Полночь, по его мнению, была тем часом, когда мы были обязаны вернуться домой. Пьеро и консьерж были полностью единодушны в этом вопросе. Как раз тогда мы вместе с несколькими друзьями организовали небольшой клуб, который назвали «Общество четырех свечей», из-за того, что комната, в которой мы встречались, освещалась четырьмя свечами в серебряных подсвечниках, стоявших по четырем углам стола. Иногда разговор становился настолько захватывающим, что мы, подобно Золушке, забывали о времени, рискуя обнаружить, что наши кареты превратились в тыквы, а кучера — в крыс. Несколько раз Пьеро ждал нашего возвращения до двух или трех часов ночи; тогда его чувства были настолько глубоко уязвлены, что он действительно ложился спать без нас. Этот немой протест против наших невинных нарушений режима был настолько трогательным, что впоследствии мы взяли за правило приходить ровно в полночь; но Пьеро еще долго затаил на нас обиду. Ему нужны были доказательства того, что наше раскаяние искренне; и лишь когда время убедило его в искренности нашего сожаления, он снова принял нас в милость и вернулся на свое старое место внутри двери прихожей.

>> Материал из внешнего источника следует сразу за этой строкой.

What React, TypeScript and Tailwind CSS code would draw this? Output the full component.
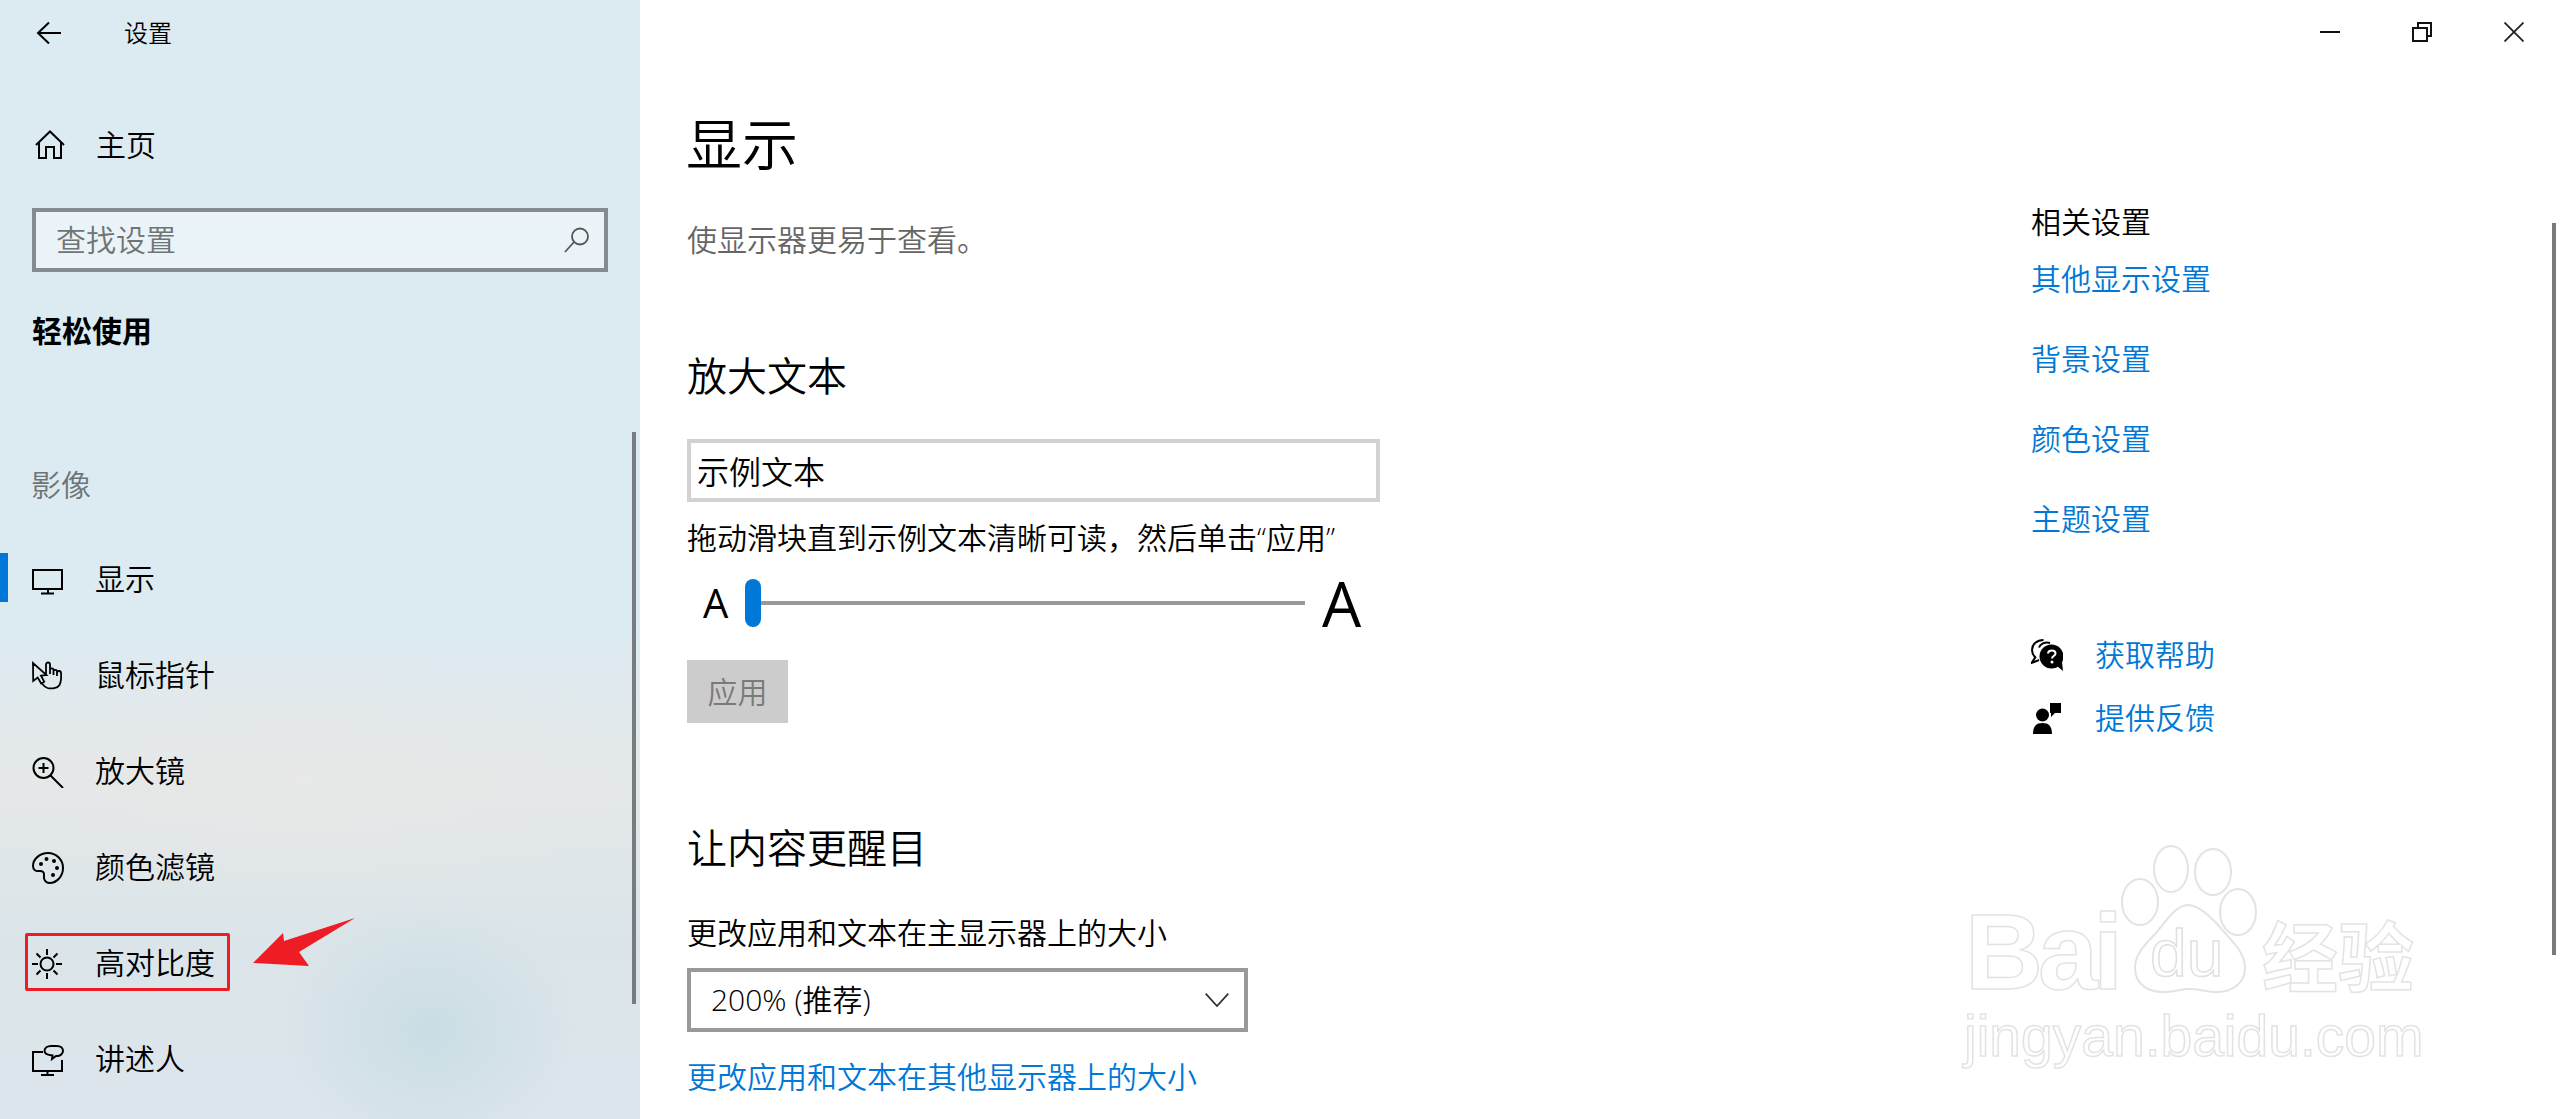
import React from "react";

const Ico = ({ children, w = 32, h = 32 }: { children: React.ReactNode; w?: number; h?: number }) => (
  <svg width={w} height={h} viewBox={`0 0 ${w} ${h}`} fill="none" stroke="#000" strokeWidth="2" className="shrink-0 block">
    {children}
  </svg>
);

const icons: Record<string, React.ReactNode> = {
  display: (
    <Ico>
      <path d="M1 6h29v19H1zM16 25v4M9 29.500h13" />
    </Ico>
  ),
  pointer: (
    <Ico>
      <path strokeWidth="1.800" d="M1 3l.2 18 4.500-3.500 3.500 6 3-1.800-3.200-6 5.500-.7zM14 15V4.500a2 2 0 0 1 4 0V14m0-4.500a2 2 0 0 1 3.500 0V15m0-4a2 2 0 0 1 3.500 0v5m0-3a2 2 0 0 1 4 0c.5 6 0 9-1.500 12-2 3.500-8 4-12 3-3-1-4.500-3-6-5" />
    </Ico>
  ),
  zoom: (
    <Ico>
      <circle cx="11.500" cy="12" r="10" />
      <path d="M18.500 19.500L31 32M11.500 7v10M6.500 12h10" />
    </Ico>
  ),
  palette: (
    <Ico>
      <path d="M16 1C8 1 1 7 1 14c0 4 3 5.500 6 5 3-.5 5.500 1 5 4-.5 3 .5 8 5.500 8C25 31 31 24 31 16 31 7.500 24 1 16 1z" />
      <circle cx="9" cy="12" r="2" fill="#000" stroke="none" />
      <circle cx="14.500" cy="7" r="2" fill="#000" stroke="none" />
      <circle cx="22" cy="9" r="2" fill="#000" stroke="none" />
      <circle cx="25" cy="16" r="2" fill="#000" stroke="none" />
      <circle cx="21" cy="23" r="2" fill="#000" stroke="none" />
    </Ico>
  ),
  sun: (
    <Ico>
      <circle cx="15" cy="16" r="6.500" />
      <path d="M15 1v6M15 25v6M0 16h6M24 16h6M4.500 5.500l4 4M21.500 22.500l4 4M25.500 5.500l-4 4M8.500 22.500l-4 4" />
    </Ico>
  ),
  narrator: (
    <Ico>
      <path d="M11 8H1v19h29V16M15.500 27v4M9 31h13" />
      <path d="M19 2h6c3.500 0 6 2 6 5s-3 5-6 5h-1l-4 3 .5-3.500C16 11 12.500 9.500 12.500 7c0-3 3-5 6.500-5z" />
    </Ico>
  ),
};

const rows = [
  { k: "display", t: "显示", active: true },
  { k: "pointer", t: "鼠标指针" },
  { k: "zoom", t: "放大镜" },
  { k: "palette", t: "颜色滤镜" },
  { k: "sun", t: "高对比度" },
  { k: "narrator", t: "讲述人" },
];

const links = ["其他显示设置", "背景设置", "颜色设置", "主题设置"];

export default function App() {
  return (
    <div className="relative w-[2560px] h-[1119px] overflow-hidden flex bg-white text-black [font-weight:350] text-[30px] leading-[40px] [font-family:'Open_Sans','Noto_Sans_CJK_SC',sans-serif]">
      {/* Sidebar */}
      <aside className="relative w-[640px] h-full shrink-0 bg-[radial-gradient(ellipse_150px_130px_at_430px_1030px,#cadde4_0%,rgba(202,221,228,0)_100%),radial-gradient(ellipse_420px_120px_at_300px_780px,#e7e8e7_0%,rgba(231,232,231,0)_100%),linear-gradient(to_bottom,#dcebf2_0%,#dcebf2_55%,#e4e8e9_70%,#dbe5e9_84%,#dce5ec_100%)]">
        <div className="h-[66px] flex items-center pl-[36px]">
          <svg width="26" height="24" viewBox="0 0 26 24" fill="none" stroke="#000" strokeWidth="2" className="shrink-0">
            <path d="M13 1.500L2 12l11 10.500M2 12h23" />
          </svg>
          <span className="ml-[62px] text-[24px]">设置</span>
        </div>
        <div className="mt-[47px] h-[64px] flex items-center pl-[35px]">
          <svg width="30" height="30" viewBox="0 0 30 30" fill="none" stroke="#000" strokeWidth="2" className="shrink-0">
            <path d="M1 15L15 1.500 29 15M4 12.500V28h7V17h8v11h7V12.500" />
          </svg>
          <span className="ml-[31px]">主页</span>
        </div>
        <div className="ml-[32px] mt-[31px] w-[576px] h-[64px] border-4 border-[#848c90] bg-[#eaf3f7] flex items-center justify-between pl-[20px] pr-[14px] text-[#6f7476]">
          <span>查找设置</span>
          <svg width="26" height="26" viewBox="0 0 26 26" fill="none" stroke="#555" strokeWidth="1.800" className="shrink-0">
            <circle cx="16" cy="9.500" r="8" />
            <path d="M10 15L1 25" />
          </svg>
        </div>
        <div className="ml-[32px] mt-[39px] font-bold">轻松使用</div>
        <div className="ml-[31px] mt-[114px] text-[#6e7476]">影像</div>
        <nav className="mt-[27px] flex flex-col">
          {rows.map((r) => (
            <div key={r.t} className="relative h-[96px] flex items-center pl-[32px] gap-[31px]">
              {r.active && <span className="absolute left-0 top-[21px] w-2 h-[49px] bg-[#0078d7]" />}
              {icons[r.k]}
              <span className="-translate-y-px">{r.t}</span>
            </div>
          ))}
        </nav>
        <span className="absolute left-[632px] top-[432px] w-1 h-[572px] bg-[#787c7e]" />
      </aside>

      {/* Main */}
      <main className="flex-1 flex flex-col">
        <div className="h-[64px] flex justify-end shrink-0">
          <div className="w-[92px] flex items-center justify-center">
            <span className="w-5 h-0.5 bg-[#111]" />
          </div>
          <div className="w-[92px] flex items-center justify-center">
            <svg width="20" height="20" viewBox="0 0 20 20" fill="none" stroke="#111" strokeWidth="2">
              <path d="M1 6h14v13H1zM6 5V1h13v13h-3" />
            </svg>
          </div>
          <div className="w-[92px] flex items-center justify-center">
            <svg width="20" height="20" viewBox="0 0 20 20" fill="none" stroke="#222" strokeWidth="1.800">
              <path d="M.5.500l19 19M19.500.500l-19 19" />
            </svg>
          </div>
        </div>
        <div className="flex flex-1">
          <section className="pl-[47px] w-[1391px] shrink-0">
            <h1 className="mt-[47px] -ml-px text-[56px] leading-[64px]">显示</h1>
            <p className="mt-[45px] text-[#666]">使显示器更易于查看。</p>
            <h2 className="mt-[88px] text-[40px] leading-[56px]">放大文本</h2>
            <div className="mt-[35px] w-[693px] h-[63px] border-4 border-[#d2d2d2] flex items-center pl-[6px] pt-[2px] text-[32px]">示例文本</div>
            <p className="mt-4">拖动滑块直到示例文本清晰可读，然后单击“应用”</p>
            <div className="mt-[21px] h-[48px] flex items-center">
              <span className="w-[58px] pl-4 font-normal text-[40px] leading-[48px]">A</span>
              <span className="w-4 h-[48px] rounded-full bg-[#0078d7]" />
              <span className="w-[544px] h-1 bg-[#999]" />
              <span className="ml-[17px] font-normal text-[62px] leading-[48px]">A</span>
            </div>
            <button className="mt-[33px] block w-[101px] h-[63px] bg-[#ccc] text-[#7a7a7a]">应用</button>
            <h2 className="mt-[97px] text-[40px] leading-[56px]">让内容更醒目</h2>
            <p className="mt-[37px]">更改应用和文本在主显示器上的大小</p>
            <div className="mt-[15px] w-[561px] h-[64px] border-4 border-[#999] flex items-center justify-between pl-[20px] pr-[15px]">
              <span>200% (推荐)</span>
              <svg width="24" height="14" viewBox="0 0 24 14" fill="none" stroke="#333" strokeWidth="1.800">
                <path d="M.7.700L12 13 23.300.700" />
              </svg>
            </div>
            <p className="mt-[25px] text-[#0078d7]">更改应用和文本在其他显示器上的大小</p>
          </section>
          <section className="text-[#0078d7]">
            <p className="mt-[138px] text-black">相关设置</p>
            <div className="mt-[17px] flex flex-col gap-[40px]">
              {links.map((l) => (
                <p key={l}>{l}</p>
              ))}
            </div>
            <div className="mt-[96px] flex items-center gap-[32px]">
              <svg width="32" height="32" viewBox="0 0 32 32" className="shrink-0">
                <path d="M12.500 1C6 1 1 5 1 11c0 3 1.300 5.500 3.300 7.300L.5 24l7.500-3" fill="none" stroke="#000" strokeWidth="2" />
                <path d="M8 8.500C9 5 14 2.500 19 4" fill="none" stroke="#000" strokeWidth="2" />
                <circle cx="20.500" cy="17.500" r="12" fill="#000" />
                <path d="M26 27l6 5-1-9z" fill="#000" />
                <path d="M17 14.500c.3-4 7.500-4 7.500 0 0 2.500-3.500 2.500-3.500 5" fill="none" stroke="#fff" strokeWidth="2" />
                <circle cx="21" cy="23" r="1.500" fill="#fff" />
              </svg>
              <span>获取帮助</span>
            </div>
            <div className="mt-[23px] flex items-center gap-[32px]">
              <svg width="32" height="32" viewBox="0 0 32 32" className="shrink-0">
                <circle cx="11.500" cy="13" r="6.500" fill="#000" />
                <path d="M2 32c0-8 3.500-11 9.500-11s9.500 3 9.500 11z" fill="#000" />
                <path d="M19 1h11v10h-6l-4 4v-4h-1z" fill="#000" />
              </svg>
              <span>提供反馈</span>
            </div>
          </section>
        </div>
      </main>

      {/* Scrollbar of the content pane */}
      <span className="absolute left-[2552px] top-[223px] w-1 h-[732px] bg-[#7a7a7a]" />

      {/* Red annotation */}
      <span className="absolute left-[25px] top-[933px] w-[205px] h-[58px] border-[3px] border-[#ee1c25] rounded-[2px]" />
      <svg className="absolute left-[250px] top-[915px]" width="110" height="55" viewBox="0 0 110 55">
        <path d="M3 48L33 18l1 8 71-23-56 34 10 14z" fill="#ee1c25" />
      </svg>

      {/* Watermark */}
      <div className="absolute left-[1965px] top-[892px] text-[108px] leading-[120px] font-bold tracking-[-5px] text-white [font-family:'Liberation_Sans',sans-serif] [-webkit-text-stroke:1.500px_#e3e3e3]">Bai</div>
      <svg className="absolute left-[2120px] top-[845px]" width="140" height="150" viewBox="0 0 140 150" fill="#fff" stroke="#e3e3e3" strokeWidth="2">
        <ellipse cx="20" cy="57" rx="18" ry="23" />
        <ellipse cx="51" cy="24" rx="17" ry="23" />
        <ellipse cx="93" cy="27" rx="18" ry="23" />
        <ellipse cx="118" cy="67" rx="18" ry="23" />
        <path d="M68 60c-12 0-22 16-32 28-10 11-21 20-21 35 0 17 14 24 28 24 10 0 18-3 27-3s17 3 27 3c14 0 28-8 28-24 0-14-10-24-20-35-10-12-25-28-37-28z" />
      </svg>
      <div className="absolute left-[2150px] top-[917px] text-[66px] leading-[72px] font-normal text-white [font-family:'Liberation_Sans',sans-serif] [-webkit-text-stroke:1.500px_#e0e0e0]">du</div>
      <div className="absolute left-[2262px] top-[905px] text-[76px] leading-[96px] font-bold text-white [font-family:'Noto_Sans_CJK_SC',sans-serif] [-webkit-text-stroke:1.500px_#e3e3e3]">经验</div>
      <div className="absolute left-[1964px] top-[1000px] text-[57px] leading-[72px] font-normal text-white [font-family:'Liberation_Sans',sans-serif] [-webkit-text-stroke:1.500px_#e3e3e3]">jingyan.baidu.com</div>
    </div>
  );
}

Кошачью дружбу трудно завоевать. Кошки — животные философские: степенные, тихие, постоянные в своих привычках, истинные приверженцы порядочности и порядка, и вовсе не склонные к проявлению бездумной привязанности. Они будут вашими друзьями, если вы докажете, что достойны дружбы; но они никогда не будут вашими рабами. Даже в моменты нежности кошка сохраняет свою свободу воли и не может быть принуждена к выполнению требований, которые кажутся ей неразумными. Но как только она отдается вам как друг, какое абсолютное доверие она дарит! Какая верность привязанности! Она становится спутником ваших одиноких часов, вашей меланхолии, вашей работы. Она будет проводить целые вечера, мурлыча у вас на коленях, счастливая в вашем обществе и оставляя общество животных своего вида. Тщетно с крыш доносятся заманчивые мяуканья, призывающие ее присоединиться к одной из тех кошачьих вечеринок, где сочная селедка заменяет чай: она не поддастся искушению и разделит ваше бдение до конца. Если вы опустите ее на пол, она прыгает обратно на свое место с мурлыкающим звуком, похожим на мягкий упрек. Иногда, стоя рядом, она смотрит на вас глазами, полными такой тающей нежности, такими любящими и такими человечными, что вы наполовину пугаетесь; ибо кажется невозможным, чтобы в таком взгляде отсутствовал разум.